• _Task statement_
For the records that follow, return only the count of lines containing the string "this".

• _Exercise input_

***

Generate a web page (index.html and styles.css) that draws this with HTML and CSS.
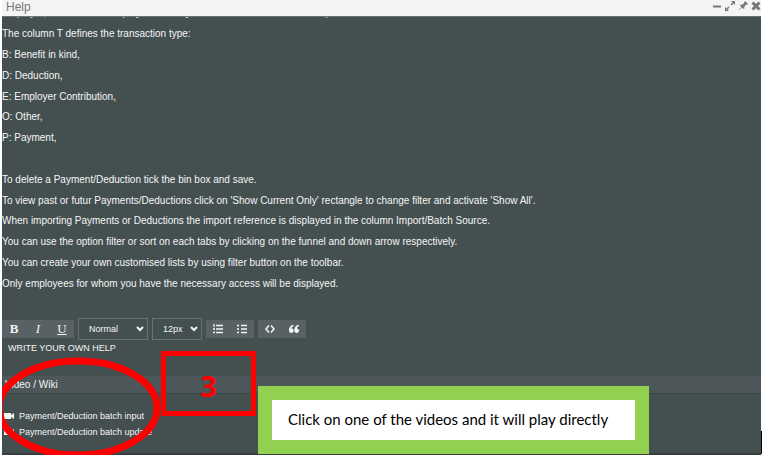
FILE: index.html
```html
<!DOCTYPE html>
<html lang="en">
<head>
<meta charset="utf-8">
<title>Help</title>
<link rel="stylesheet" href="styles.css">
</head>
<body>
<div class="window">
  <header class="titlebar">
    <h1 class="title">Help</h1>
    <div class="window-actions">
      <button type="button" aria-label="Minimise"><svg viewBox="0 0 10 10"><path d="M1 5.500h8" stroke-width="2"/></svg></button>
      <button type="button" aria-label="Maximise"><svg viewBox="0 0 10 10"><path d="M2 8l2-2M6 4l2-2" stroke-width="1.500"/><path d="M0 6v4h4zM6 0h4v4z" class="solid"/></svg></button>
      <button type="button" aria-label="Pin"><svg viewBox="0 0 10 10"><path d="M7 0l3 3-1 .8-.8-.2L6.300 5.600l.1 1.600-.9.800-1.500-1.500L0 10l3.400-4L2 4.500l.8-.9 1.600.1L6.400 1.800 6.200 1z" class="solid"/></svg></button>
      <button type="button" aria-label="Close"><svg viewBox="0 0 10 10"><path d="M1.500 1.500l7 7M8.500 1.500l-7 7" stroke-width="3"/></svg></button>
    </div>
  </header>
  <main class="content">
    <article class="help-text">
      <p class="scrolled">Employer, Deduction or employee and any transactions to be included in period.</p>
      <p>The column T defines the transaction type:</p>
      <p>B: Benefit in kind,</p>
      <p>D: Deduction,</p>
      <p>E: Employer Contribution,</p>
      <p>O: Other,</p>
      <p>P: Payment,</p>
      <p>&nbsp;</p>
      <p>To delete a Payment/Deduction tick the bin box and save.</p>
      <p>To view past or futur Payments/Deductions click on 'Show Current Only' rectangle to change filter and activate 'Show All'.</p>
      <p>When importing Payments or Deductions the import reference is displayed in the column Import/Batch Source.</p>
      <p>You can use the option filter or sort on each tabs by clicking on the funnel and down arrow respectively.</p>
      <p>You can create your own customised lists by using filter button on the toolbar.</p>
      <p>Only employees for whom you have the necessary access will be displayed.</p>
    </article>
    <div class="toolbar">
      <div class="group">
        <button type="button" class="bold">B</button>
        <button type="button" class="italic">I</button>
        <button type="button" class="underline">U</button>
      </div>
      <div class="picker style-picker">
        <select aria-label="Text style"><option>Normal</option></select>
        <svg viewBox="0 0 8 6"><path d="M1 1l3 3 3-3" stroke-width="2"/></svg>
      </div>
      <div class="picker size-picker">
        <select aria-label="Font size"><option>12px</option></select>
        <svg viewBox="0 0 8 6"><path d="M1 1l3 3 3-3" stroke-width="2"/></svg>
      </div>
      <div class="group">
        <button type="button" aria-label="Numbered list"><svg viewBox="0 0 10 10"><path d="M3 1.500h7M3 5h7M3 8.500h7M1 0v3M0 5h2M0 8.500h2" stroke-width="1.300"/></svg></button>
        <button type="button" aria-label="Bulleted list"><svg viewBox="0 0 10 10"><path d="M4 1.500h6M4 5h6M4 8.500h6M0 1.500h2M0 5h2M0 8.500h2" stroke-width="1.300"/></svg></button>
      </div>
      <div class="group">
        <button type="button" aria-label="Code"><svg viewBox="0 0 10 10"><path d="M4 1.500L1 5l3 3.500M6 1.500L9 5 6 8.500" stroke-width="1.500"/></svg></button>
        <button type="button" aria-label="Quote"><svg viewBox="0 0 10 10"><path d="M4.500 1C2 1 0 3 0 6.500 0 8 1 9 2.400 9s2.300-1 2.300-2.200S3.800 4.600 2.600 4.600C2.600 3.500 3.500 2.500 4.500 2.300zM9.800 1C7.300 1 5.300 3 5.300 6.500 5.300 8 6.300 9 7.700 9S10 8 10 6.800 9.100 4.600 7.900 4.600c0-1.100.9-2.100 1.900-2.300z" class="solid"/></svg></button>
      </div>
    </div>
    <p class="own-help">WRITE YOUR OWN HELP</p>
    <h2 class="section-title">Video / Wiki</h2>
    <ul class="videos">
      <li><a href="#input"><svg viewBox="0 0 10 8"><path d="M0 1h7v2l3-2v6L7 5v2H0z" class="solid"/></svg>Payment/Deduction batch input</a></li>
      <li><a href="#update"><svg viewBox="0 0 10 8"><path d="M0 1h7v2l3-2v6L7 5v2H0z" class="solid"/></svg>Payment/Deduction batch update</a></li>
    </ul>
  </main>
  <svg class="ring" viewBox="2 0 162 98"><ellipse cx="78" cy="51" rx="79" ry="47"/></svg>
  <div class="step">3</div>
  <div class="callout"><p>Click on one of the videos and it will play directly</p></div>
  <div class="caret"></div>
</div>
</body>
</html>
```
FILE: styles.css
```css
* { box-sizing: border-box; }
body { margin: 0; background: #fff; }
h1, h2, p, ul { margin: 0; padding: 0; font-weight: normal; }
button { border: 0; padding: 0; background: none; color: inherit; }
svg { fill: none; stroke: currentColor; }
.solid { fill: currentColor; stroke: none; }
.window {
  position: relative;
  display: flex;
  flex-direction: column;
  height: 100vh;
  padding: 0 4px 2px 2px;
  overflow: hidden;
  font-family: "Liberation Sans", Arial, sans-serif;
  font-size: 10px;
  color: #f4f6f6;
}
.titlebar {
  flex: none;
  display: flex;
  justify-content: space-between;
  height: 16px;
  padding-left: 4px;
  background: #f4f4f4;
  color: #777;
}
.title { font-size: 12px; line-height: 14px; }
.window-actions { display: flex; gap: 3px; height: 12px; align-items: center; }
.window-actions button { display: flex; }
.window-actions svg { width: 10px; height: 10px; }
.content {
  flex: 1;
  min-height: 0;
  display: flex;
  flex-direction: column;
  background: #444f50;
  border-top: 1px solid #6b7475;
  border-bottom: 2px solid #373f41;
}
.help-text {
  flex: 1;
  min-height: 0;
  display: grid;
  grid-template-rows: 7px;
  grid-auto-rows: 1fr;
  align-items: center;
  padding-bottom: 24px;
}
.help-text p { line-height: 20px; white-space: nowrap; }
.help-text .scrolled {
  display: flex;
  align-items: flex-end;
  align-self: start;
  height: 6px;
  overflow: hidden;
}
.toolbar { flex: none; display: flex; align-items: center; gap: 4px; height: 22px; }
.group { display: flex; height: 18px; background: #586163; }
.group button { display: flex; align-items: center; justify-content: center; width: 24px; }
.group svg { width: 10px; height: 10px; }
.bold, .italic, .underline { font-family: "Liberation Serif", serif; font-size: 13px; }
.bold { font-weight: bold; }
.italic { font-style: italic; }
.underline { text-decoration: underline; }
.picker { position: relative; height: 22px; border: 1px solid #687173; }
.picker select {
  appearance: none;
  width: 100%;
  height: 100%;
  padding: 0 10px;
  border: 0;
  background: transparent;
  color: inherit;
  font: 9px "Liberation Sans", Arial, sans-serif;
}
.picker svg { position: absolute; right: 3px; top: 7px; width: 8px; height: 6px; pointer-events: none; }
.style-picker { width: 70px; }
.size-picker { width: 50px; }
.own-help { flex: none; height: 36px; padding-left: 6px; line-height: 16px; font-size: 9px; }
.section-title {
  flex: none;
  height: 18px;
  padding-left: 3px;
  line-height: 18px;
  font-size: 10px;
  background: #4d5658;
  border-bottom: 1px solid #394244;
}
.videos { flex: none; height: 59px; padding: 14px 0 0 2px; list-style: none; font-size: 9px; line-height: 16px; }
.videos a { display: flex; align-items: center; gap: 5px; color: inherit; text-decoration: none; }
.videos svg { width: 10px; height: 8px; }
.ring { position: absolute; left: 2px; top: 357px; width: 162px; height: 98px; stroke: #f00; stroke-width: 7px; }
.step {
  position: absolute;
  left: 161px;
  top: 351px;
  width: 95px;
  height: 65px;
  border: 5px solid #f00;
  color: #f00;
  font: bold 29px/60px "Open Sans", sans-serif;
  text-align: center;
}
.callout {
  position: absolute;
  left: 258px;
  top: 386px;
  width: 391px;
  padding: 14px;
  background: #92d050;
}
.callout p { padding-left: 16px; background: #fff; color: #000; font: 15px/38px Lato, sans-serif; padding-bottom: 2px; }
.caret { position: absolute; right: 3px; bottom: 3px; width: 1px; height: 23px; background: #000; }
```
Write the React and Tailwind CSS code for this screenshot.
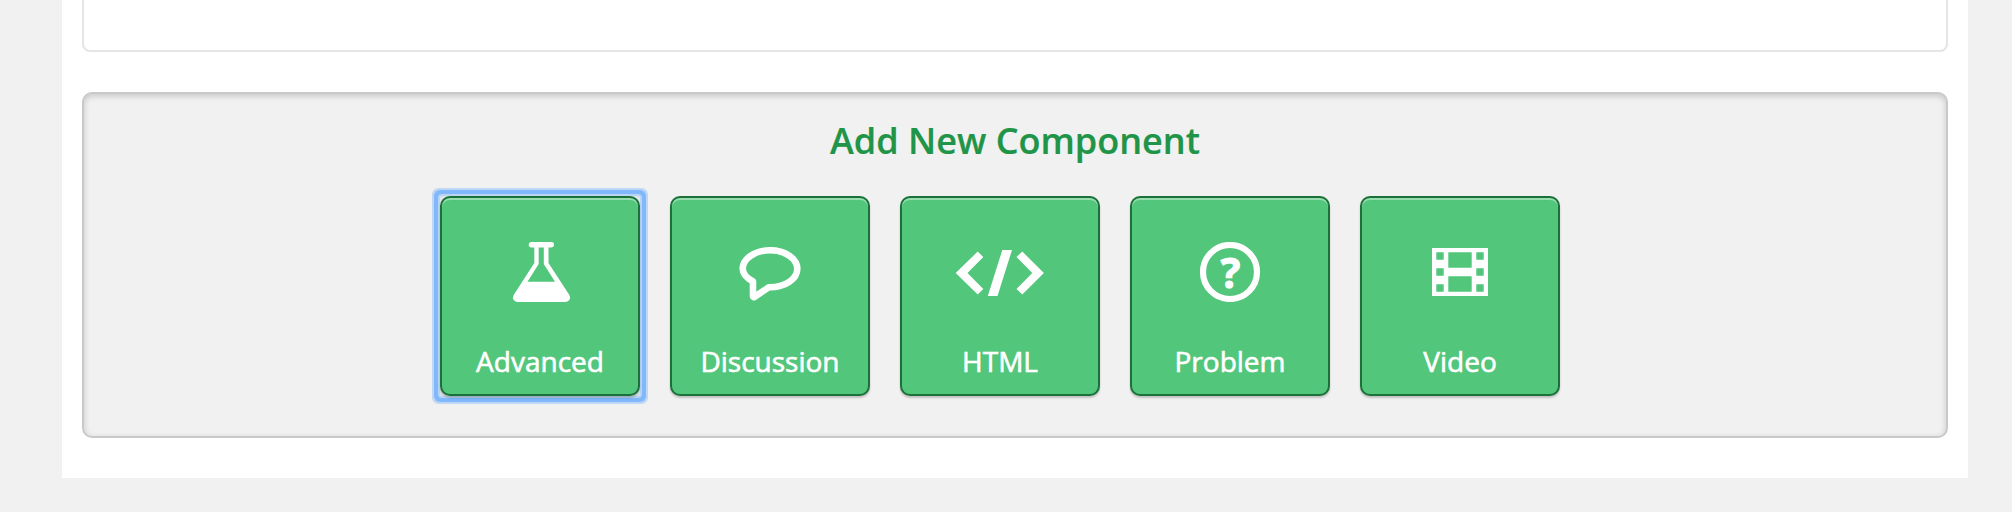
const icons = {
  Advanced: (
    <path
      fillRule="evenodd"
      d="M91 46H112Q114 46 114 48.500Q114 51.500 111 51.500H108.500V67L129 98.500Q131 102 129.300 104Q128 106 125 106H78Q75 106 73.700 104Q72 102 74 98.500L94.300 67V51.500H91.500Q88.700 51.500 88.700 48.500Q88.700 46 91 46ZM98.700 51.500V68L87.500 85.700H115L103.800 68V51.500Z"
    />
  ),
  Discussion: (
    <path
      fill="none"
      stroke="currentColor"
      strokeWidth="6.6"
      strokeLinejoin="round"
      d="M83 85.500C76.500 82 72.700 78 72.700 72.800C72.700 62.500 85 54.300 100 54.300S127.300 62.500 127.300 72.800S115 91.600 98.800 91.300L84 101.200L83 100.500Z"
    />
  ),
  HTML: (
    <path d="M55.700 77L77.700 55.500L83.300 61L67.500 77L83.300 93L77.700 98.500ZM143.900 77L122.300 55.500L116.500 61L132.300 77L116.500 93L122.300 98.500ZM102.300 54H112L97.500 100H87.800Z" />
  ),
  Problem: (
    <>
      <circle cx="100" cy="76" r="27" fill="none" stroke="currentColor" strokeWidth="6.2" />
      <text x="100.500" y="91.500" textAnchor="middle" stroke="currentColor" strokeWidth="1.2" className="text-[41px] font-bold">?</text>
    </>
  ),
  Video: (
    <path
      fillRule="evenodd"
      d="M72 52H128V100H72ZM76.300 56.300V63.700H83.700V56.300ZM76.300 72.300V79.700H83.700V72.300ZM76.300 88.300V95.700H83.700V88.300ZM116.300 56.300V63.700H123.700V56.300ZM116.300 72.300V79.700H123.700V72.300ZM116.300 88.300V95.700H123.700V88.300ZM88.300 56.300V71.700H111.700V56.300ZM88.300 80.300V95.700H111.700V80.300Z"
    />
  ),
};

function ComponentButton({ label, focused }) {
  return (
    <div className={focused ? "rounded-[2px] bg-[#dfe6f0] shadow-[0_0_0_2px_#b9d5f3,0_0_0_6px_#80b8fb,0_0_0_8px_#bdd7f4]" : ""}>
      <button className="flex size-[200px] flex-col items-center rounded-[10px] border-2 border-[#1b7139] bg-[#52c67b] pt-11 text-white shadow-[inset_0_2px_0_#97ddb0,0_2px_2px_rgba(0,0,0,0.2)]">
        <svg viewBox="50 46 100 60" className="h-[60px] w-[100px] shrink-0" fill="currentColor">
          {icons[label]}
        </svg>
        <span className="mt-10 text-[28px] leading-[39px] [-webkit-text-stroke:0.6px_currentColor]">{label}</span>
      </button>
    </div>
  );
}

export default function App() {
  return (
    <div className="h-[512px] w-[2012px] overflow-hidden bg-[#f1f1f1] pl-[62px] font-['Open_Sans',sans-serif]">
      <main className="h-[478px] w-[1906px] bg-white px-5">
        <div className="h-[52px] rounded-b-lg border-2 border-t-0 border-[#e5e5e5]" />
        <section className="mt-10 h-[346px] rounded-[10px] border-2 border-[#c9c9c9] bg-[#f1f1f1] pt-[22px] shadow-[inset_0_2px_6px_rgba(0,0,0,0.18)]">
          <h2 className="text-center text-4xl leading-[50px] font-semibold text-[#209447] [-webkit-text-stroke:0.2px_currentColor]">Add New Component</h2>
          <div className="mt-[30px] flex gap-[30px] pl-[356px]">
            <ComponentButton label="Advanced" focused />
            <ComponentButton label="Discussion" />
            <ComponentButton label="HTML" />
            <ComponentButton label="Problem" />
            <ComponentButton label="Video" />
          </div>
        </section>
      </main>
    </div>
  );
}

***

• _Written reply_
2